As the lights fade to black, there is applause. But it’s different. It’s timid. It’s not the same as the gleefully subversive hooting and hollering that we offered up a few vignettes ago after one of the gross-out gags. It’s not the cringing, the screaming, or the nervous laughter elicited by the straight-ahead horror scenes. It’s not even the awed gasps and wonder from one of what co-director Zombie Joe has called “Jana Wimer’s bitchin’ stage tricks”. This is the type of applause that follows one of those classic Urban Death vignettes that sucks all the air out of the room. If you’ve been to a show at the theater before, you’ve probably experienced it at least once. The type of applause that seems to carry with it an uncomfortable question: “Should we be applauding that?”
The tension between all of these different reactions is exactly where the latest iteration of Zombie Joe’s Underground Theatre Group’s flagship show makes its home.

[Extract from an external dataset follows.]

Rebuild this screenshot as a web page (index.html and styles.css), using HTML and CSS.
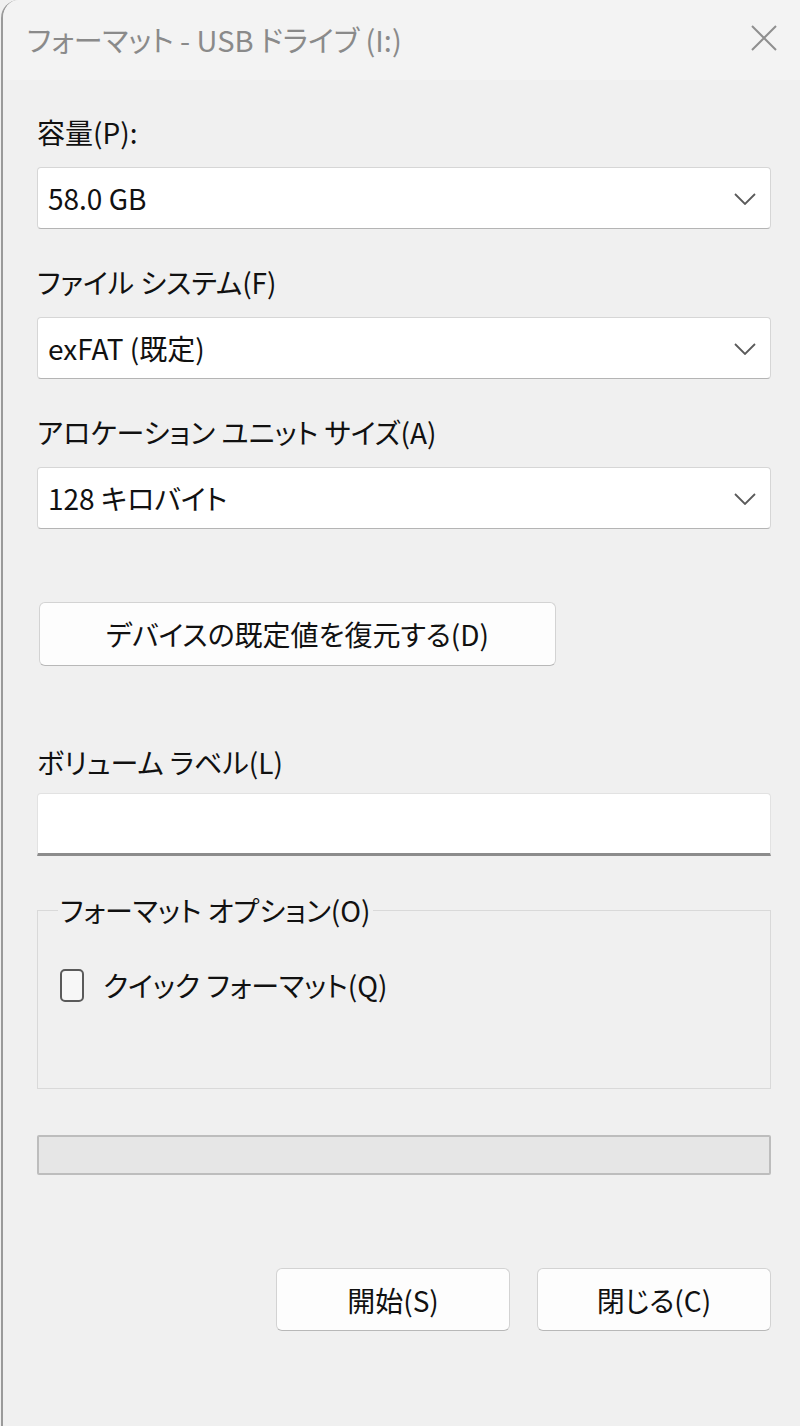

Urban Death is a difficult show to discuss because Urban Death has never been just one thing. It is a show so versatile and eclectic that it’s composed entirely of outliers, with no cohesive center to lie outside of. It is defined by its differences. In its latest run, which sold out every performance (even after the addition of a three-weekend extension), this mutability feels like more of a mission statement than ever. Zombie Joe’s Underground Theatre Group has built a beautiful world for themselves for over two decades by exploring territory what few other theater companies dare to explore. Urban Death, their flagship horror show in the surrealist postdramatic tradition of Antonin Artaud, has long served as their most popular vehicle for such explorations, and with good reason. As cliché as it sounds at this point, there is truly nothing else out there like Urban Death.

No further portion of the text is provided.